An Analytical and Data-Driven Approach to Self-Consistent Nonlinear Wave-Particle Interactions

Abstract:

Recent experiments in the Space Physics Simulation Chamber at NRL on the interaction of electron beams with whistler waves revealed interesting new wave dynamics such as (1) sub-packet amplitude modulations, (2) discrete changes in frequency between sub-packets, (3) and multiple chirping waves at nearby frequencies. These experiments inspired a reanalysis of high time resolution waveform data from the Van Allen Probes of whistler mode chorus in the Earth’s outer radiation belts. In this analysis, we developed a Bayesian spectral analysis technique that takes into account the fact that waveforms are not stationary by developing time-domain models for the waves. It uses all six channels of data to make precise spectral determinations. The results of this analysis revealed many features of chorus that are seen in laboratory data.

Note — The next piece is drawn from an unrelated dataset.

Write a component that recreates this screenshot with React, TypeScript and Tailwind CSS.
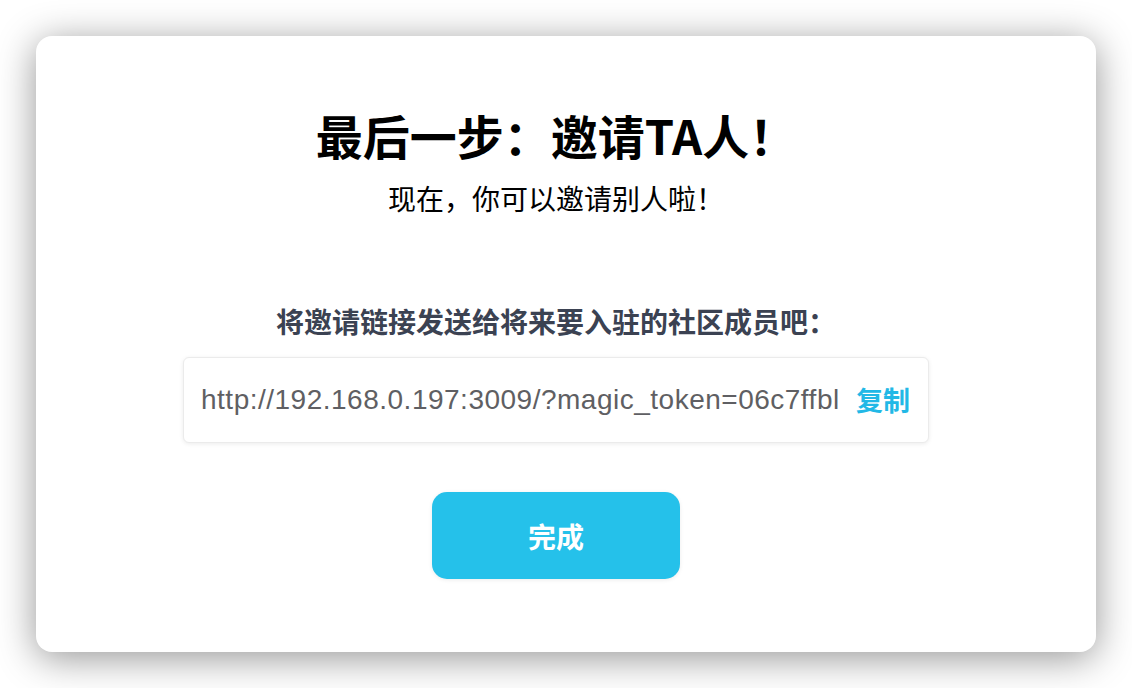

Using lessons learned from both laboratory and space observations a new finite-dimensional self-consistent Hamiltonian model was developed in which solutions that exhibit sub-packet structuring were found. These solutions exhibit not a single island forming in phase space but a pair of islands. The self-consistent rotation in phase space of the two islands leads to the dramatic amplitude modulations that form sub-packets. These models are tractable enough to incorporate into waveform models of observed time-series to test the validity of the underlying physical assumptions and further development of a self-consistent theory of nonlinear wave-particle interactions.